1. New Major Contract Secured

Plug Power has inked a landmark agreement to supply and install 200 megawatts of proton-exchange membrane electrolyzers for a European industrial conglomerate. The contract carries an estimated value of $320 million over five years and includes performance guarantees, spare parts, and remote monitoring services. Scheduled deliveries begin in Q3 2026, positioning Plug Power as a key provider in the rapidly expanding green-hydrogen market for heavy industry applications.

2. Capacity Expansion and Production Ramp

In response to growing order backlog, Plug Power is accelerating its second production plant in Rochester, New York. The facility’s projected annual capacity has been increased by 50% to 1.5 gigawatts of electrolyzer stack output, with first equipment rolling off the line in late 2025. Management expects this expansion to reduce unit manufacturing costs by 20% through improved automation and economies of scale, enhancing gross margins on future contracts.

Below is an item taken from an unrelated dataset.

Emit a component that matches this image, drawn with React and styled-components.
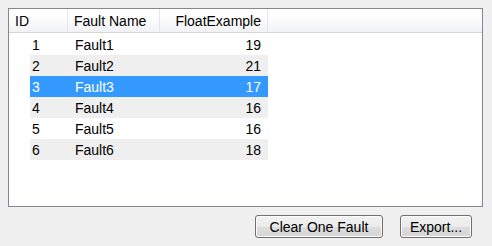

3. Improving Financial Outlook

Analyst consensus for Plug Power’s full-year EBITDA loss has narrowed from $250 million to $180 million, reflecting higher-margin service revenues and a more efficient cost structure. Revenue forecasts for 2026 have been raised by 30% to $600 million, driven by the new European contract and an uptick in U.S. project installations. Cash burn is projected to decline by 25% year-over-year, aided by strategic partnerships that defer up to $100 million in capital expenditures.

4. Competitive Positioning and Risks

While Plug Power continues to outpace peers in electrolyzer scale, it faces execution risk in nurturing a nascent service ecosystem and managing component supply constraints. Its hydrogen production division, GenFuel, will compete directly with established operators such as Air Liquide and Linde. Investors should weigh the company’s first-mover advantage and technology roadmap against potential delays in green-hydrogen infrastructure build-out and evolving regulatory frameworks in key markets.